ECLI:NL:RBDHA:2025:5546
Rechtbank Den Haag
- Eerste aanleg - enkelvoudig
- Rechtspraak.nl
Beroep tegen niet tijdig beslissen op aanvragen om verlening van machtigingen tot voorlopig verblijf
Op 3 april 2025 heeft de Rechtbank Den Haag uitspraak gedaan in een zaak waarbij eiser, vertegenwoordigd door mr. N. Vollebergh, beroep heeft ingesteld tegen het niet tijdig nemen van een besluit door de minister van Asiel en Migratie op zijn aanvragen om verlening van machtigingen tot voorlopig verblijf voor zijn familieleden. Eiser had de aanvragen op 18 december 2023 ingediend, en de minister had tot 17 juni 2024 de tijd om te beslissen, maar heeft dit niet gedaan. Eiser heeft de minister op 25 juli 2024 in gebreke gesteld en op 12 augustus 2024 het beroep ingesteld. De rechtbank oordeelt dat het beroep gegrond is, omdat de minister niet tijdig heeft beslist.
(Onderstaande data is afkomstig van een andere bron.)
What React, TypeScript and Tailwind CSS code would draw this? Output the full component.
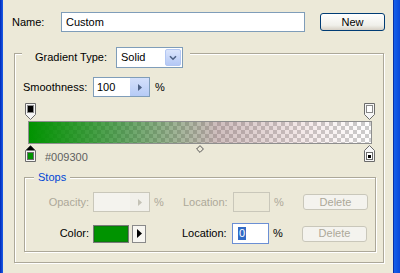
import React from 'react'

function TopStop({ fill }: { fill: string }) {
  return (
    <svg width="11" height="17" viewBox="0 0 11 17" className="block">
      <path d="M0.5 0.5H10.5V11.5L5.5 16.5L0.5 11.5Z" fill="#f6f6f6" stroke="#6b6b6b" />
      <rect x="2.5" y="2.5" width="6" height="7" fill={fill} stroke="#8a8a8a" />
    </svg>
  )
}

function BottomStop({ selected, color, dot }: { selected?: boolean; color: string; dot?: boolean }) {
  return (
    <svg width="11" height="17" viewBox="0 0 11 17" className="block">
      <path d="M5.5 0.5L10.5 5.5V16.5H0.5V5.5Z" fill="#f6f6f6" stroke="#6b6b6b" />
      {selected && <path d="M5.5 0.8L10.2 5.5H0.8Z" fill="#000" />}
      <rect x="2.5" y="7.5" width="6" height="7" fill={color} stroke="#6b6b6b" />
      {dot && <rect x="4" y="10" width="3" height="3" fill="#000" />}
    </svg>
  )
}

function ArrowButton({ disabled }: { disabled?: boolean }) {
  return (
    <div
      className={`flex h-full w-[19px] items-center justify-center ${
        disabled ? 'bg-[#f1f0ea]' : 'bg-[linear-gradient(to_bottom,#d4e0fb,#b6cbf6)]'
      }`}
    >
      <svg width="4" height="7" viewBox="0 0 4 7">
        <path d="M0 0L4 3.5L0 7Z" fill={disabled ? '#c4c2b6' : '#4d6185'} />
      </svg>
    </div>
  )
}

export default function App() {
  return (
    <div className="flex h-[273px] w-[400px] overflow-hidden bg-[#ece9d8] font-['Liberation_Sans',Arial,sans-serif] text-[11px] leading-[13px] text-black">
      {/* window frame left */}
      <div className="w-[3px] bg-[linear-gradient(to_right,#0029b8,#1c5ee9)]" />

      <div className="w-[390px] pt-[12px]">
        {/* Name row */}
        <div className="flex h-[20px] items-center">
          <span className="ml-[9px] w-[49px]">Name:</span>
          <div className="flex h-[20px] w-[244px] items-center border border-[#7f9db9] bg-white pl-[4px]">Custom</div>
          <button className="ml-[15px] h-[18px] w-[65px] rounded-[3px] border border-[#003c74] bg-[linear-gradient(to_bottom,#ffffff,#f0f0ea_70%,#d6d0c5)] text-[11px] leading-[13px]">
            New
          </button>
        </div>

        {/* Outer group */}
        <div className="ml-[11px] mt-[21px] h-[210px] w-[370px] border border-[#aca899] shadow-[inset_1px_1px_0_#fff,1px_1px_0_#fff]">
          <div className="-mt-[7px] ml-[7px] flex h-[21px] w-fit items-center bg-[#ece9d8] pl-[13px] pr-[7px]">
            <span className="w-[81px]">Gradient Type:</span>
            <div className="flex h-[21px] w-[67px] items-center border border-[#7f9db9] bg-white p-[1px]">
              <span className="flex-1 pl-[3px]">Solid</span>
              <div className="flex h-full w-[16px] items-center justify-center rounded-[2px] border border-[#b3c7f3] bg-[linear-gradient(to_bottom,#dbe5fc,#b4c8f5)]">
                <svg width="8" height="6" viewBox="0 0 8 6">
                  <path d="M1 1.2L4 4.2L7 1.2" fill="none" stroke="#4d6185" strokeWidth="1.6" />
                </svg>
              </div>
            </div>
          </div>

          {/* Smoothness */}
          <div className="mt-[9px] flex h-[20px] items-center pl-[8px]">
            <span className="w-[70px]">Smoothness:</span>
            <div className="flex h-[20px] w-[57px] items-center border border-[#7f9db9] bg-white">
              <span className="flex-1 pl-[3px]">100</span>
              <ArrowButton />
            </div>
            <span className="ml-[5px]">%</span>
          </div>

          {/* Gradient bar with stops */}
          <div className="mt-[6px]">
            <div className="ml-[10px] flex w-[350px] justify-between">
              <TopStop fill="#000" />
              <TopStop fill="#fff" />
            </div>
            <div className="relative ml-[13px] mt-[1px] h-[23px] w-[344px] border border-[#8f8f8f] bg-[conic-gradient(#cccccc_90deg,#ffffff_90deg_180deg,#cccccc_180deg_270deg,#ffffff_270deg)] bg-[length:8px_8px]">
              <div className="absolute inset-0 bg-[linear-gradient(to_right,rgba(0,147,0,1)_0%,rgba(40,130,40,0.72)_28%,rgba(140,100,100,0.42)_55%,rgba(190,130,130,0.18)_80%,rgba(220,170,170,0)_100%)]" />
            </div>
            <div className="relative ml-[10px] mt-[1px] flex h-[17px] w-[350px] items-start">
              <BottomStop selected color="#009300" />
              <span className="ml-[9px] mt-[6px] text-[#5f5f5f]">#009300</span>
              <div className="ml-auto">
                <BottomStop color="#fff" dot />
              </div>
              <svg width="8" height="8" viewBox="0 0 8 8" className="absolute left-[171px] top-[0px]">
                <path d="M4 0.6L7.4 4L4 7.4L0.6 4Z" fill="#ece9d8" stroke="#555" />
              </svg>
            </div>
          </div>

          {/* Stops group */}
          <div className="ml-[9px] mt-[15px] h-[75px] w-[352px] border border-[#aca899] shadow-[inset_1px_1px_0_#fff,1px_1px_0_#fff]">
            <div className="-mt-[8px] ml-[9px] w-fit bg-[#ece9d8] px-[4px] leading-[14px] text-[#0046d5]">Stops</div>

            <div className="mt-[8px] flex h-[20px] items-center text-[#aca899]">
              <span className="w-[64px] text-right">Opacity:</span>
              <div className="ml-[4px] flex h-[20px] w-[57px] border border-[#c9c7ba] bg-[#f4f3ee]">
                <div className="flex-1" />
                <ArrowButton disabled />
              </div>
              <span className="ml-[4px] w-[25px]">%</span>
              <span className="ml-[4px] w-[50px]">Location:</span>
              <div className="h-[20px] w-[37px] border border-[#c9c7ba] bg-[#ece9d8]" />
              <span className="ml-[4px] w-[29px]">%</span>
              <div className="flex h-[16px] w-[65px] items-center justify-center rounded-[3px] border border-[#c9c7ba] bg-[#f4f3ee]">
                Delete
              </div>
            </div>

            <div className="mt-[11px] flex h-[21px] items-center">
              <span className="w-[64px] text-right">Color:</span>
              <div className="ml-[4px] h-[18px] w-[36px] border border-[#7a7a7a] bg-[#009300] shadow-[inset_0_0_0_1px_#0a7d0a]" />
              <div className="ml-[3px] flex h-[18px] w-[14px] items-center justify-center border border-[#8a8a8a] bg-[#f7f6f1]">
                <svg width="5" height="9" viewBox="0 0 5 9">
                  <path d="M0 0L5 4.5L0 9Z" fill="#000" />
                </svg>
              </div>
              <span className="ml-[36px] w-[50px]">Location:</span>
              <div className="flex h-[21px] w-[37px] items-center border border-[#6b8fd4] bg-white pl-[5px]">
                <span className="bg-[#316ac5] px-[1px] text-white">0</span>
              </div>
              <span className="ml-[4px] w-[29px]">%</span>
              <div className="flex h-[16px] w-[65px] items-center justify-center rounded-[3px] border border-[#c9c7ba] bg-[#f4f3ee] text-[#aca899]">
                Delete
              </div>
            </div>
          </div>
        </div>
      </div>

      {/* window frame right */}
      <div className="w-[7px] border-l border-[#0831a8] bg-[linear-gradient(to_right,#1660ea,#0a48d8)]" />
    </div>
  )
}
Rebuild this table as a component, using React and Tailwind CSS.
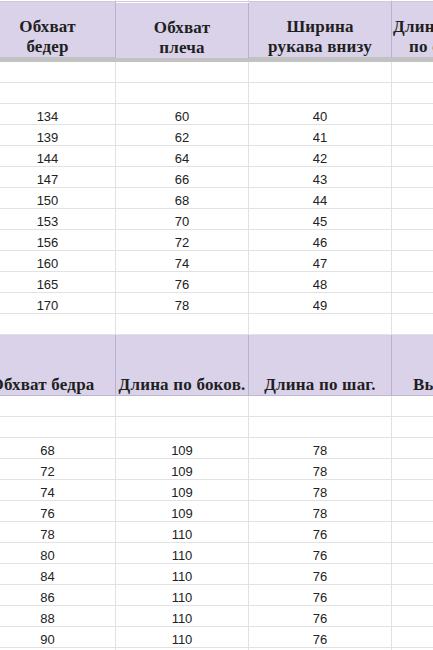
import React from "react";

const W = ["w-[136px]", "w-[133px]", "w-[143px]", "w-[110px]"];

const serif = { fontFamily: '"Liberation Serif", "DejaVu Serif", serif' };
const sans = { fontFamily: '"Liberation Sans", Arial, sans-serif' };

function HeaderCell({ w, children, extra = "" }) {
  return (
    <div
      className={`${w} shrink-0 h-full flex items-end justify-center text-center bg-[#d9d2e9] border-r border-[#bab1cf] text-[17px] leading-[20px] tracking-[0.2px] font-bold text-[#1f1f1f] whitespace-nowrap ${extra}`}
      style={serif}
    >
      {children}
    </div>
  );
}

function DataRow({ values = ["", "", "", ""] }) {
  return (
    <div className="flex h-[21px]">
      {values.map((v, i) => (
        <div
          key={i}
          className={`${W[i]} shrink-0 h-full flex items-end justify-center border-r border-b border-[#e2e2e2] text-[13px] leading-[15px] text-[#222222]`}
          style={sans}
        >
          {v}
        </div>
      ))}
    </div>
  );
}

const top = [
  ["134", "60", "40"],
  ["139", "62", "41"],
  ["144", "64", "42"],
  ["147", "66", "43"],
  ["150", "68", "44"],
  ["153", "70", "45"],
  ["156", "72", "46"],
  ["160", "74", "47"],
  ["165", "76", "48"],
  ["170", "78", "49"],
];

const bottom = [
  ["68", "109", "78"],
  ["72", "109", "78"],
  ["74", "109", "78"],
  ["76", "109", "78"],
  ["78", "110", "76"],
  ["80", "110", "76"],
  ["84", "110", "76"],
  ["86", "110", "76"],
  ["88", "110", "76"],
  ["90", "110", "76"],
];

export default function App() {
  return (
    <div className="w-[433px] h-[650px] overflow-hidden bg-white">
      <div className="ml-[-20px] w-[522px]">
        {/* top strip */}
        <div className="flex h-[1px]">
          {W.map((w, i) => (
            <div key={i} className={`${w} shrink-0 h-full border-r border-[#e2e2e2]`} />
          ))}
        </div>
        {/* header 1 */}
        <div className="flex h-[56px] border-t border-[#cfc9da]">
          <HeaderCell w={W[0]}>
            Обхват
            <br />
            бедер
          </HeaderCell>
          <HeaderCell w={W[1]} extra="translate-y-[1px]">
            Обхват
            <br />
            плеча
          </HeaderCell>
          <HeaderCell w={W[2]}>
            Ширина
            <br />
            рукава внизу
          </HeaderCell>
          <HeaderCell w={W[3]} extra="justify-start text-left">
            <div className="flex flex-col">
              <span className="pl-[1px]">Длина изделия</span>
              <span className="pl-[17px]">по спинке</span>
            </div>
          </HeaderCell>
        </div>
        {/* thick band */}
        <div className="h-[5px] bg-[#c2c2c2]" />
        <DataRow />
        <DataRow />
        {top.map((r, i) => (
          <DataRow key={i} values={[...r, ""]} />
        ))}
        <DataRow />
        {/* header 2 */}
        <div className="flex h-[61px] border-b border-[#bdb6cc]">
          <HeaderCell w={W[0]} extra="pr-[10px]">
            Обхват бедра
          </HeaderCell>
          <HeaderCell w={W[1]}>Длина по боков.</HeaderCell>
          <HeaderCell w={W[2]} extra="pr-0">
            Длина по шаг.
          </HeaderCell>
          <HeaderCell w={W[3]} extra="justify-start pl-[21px]">
            Высота посадки
          </HeaderCell>
        </div>
        <DataRow />
        <DataRow />
        {bottom.map((r, i) => (
          <DataRow key={i} values={[...r, ""]} />
        ))}
        <DataRow />
      </div>
    </div>
  );
}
De rechtbank legt de minister een termijn van acht weken op om alsnog een besluit te nemen, met een dwangsom van € 100 per dag voor elke dag dat deze termijn wordt overschreden, tot een maximum van € 15.000. Daarnaast heeft de rechtbank vastgesteld dat de minister € 1.442 aan bestuurlijke dwangsommen aan eiser moet betalen, en veroordeelt de minister tot betaling van de proceskosten van eiser ter hoogte van € 453,50 en het griffierecht van € 187. De uitspraak is openbaar gemaakt en bevat informatie over de mogelijkheid tot verzet tegen de uitspraak.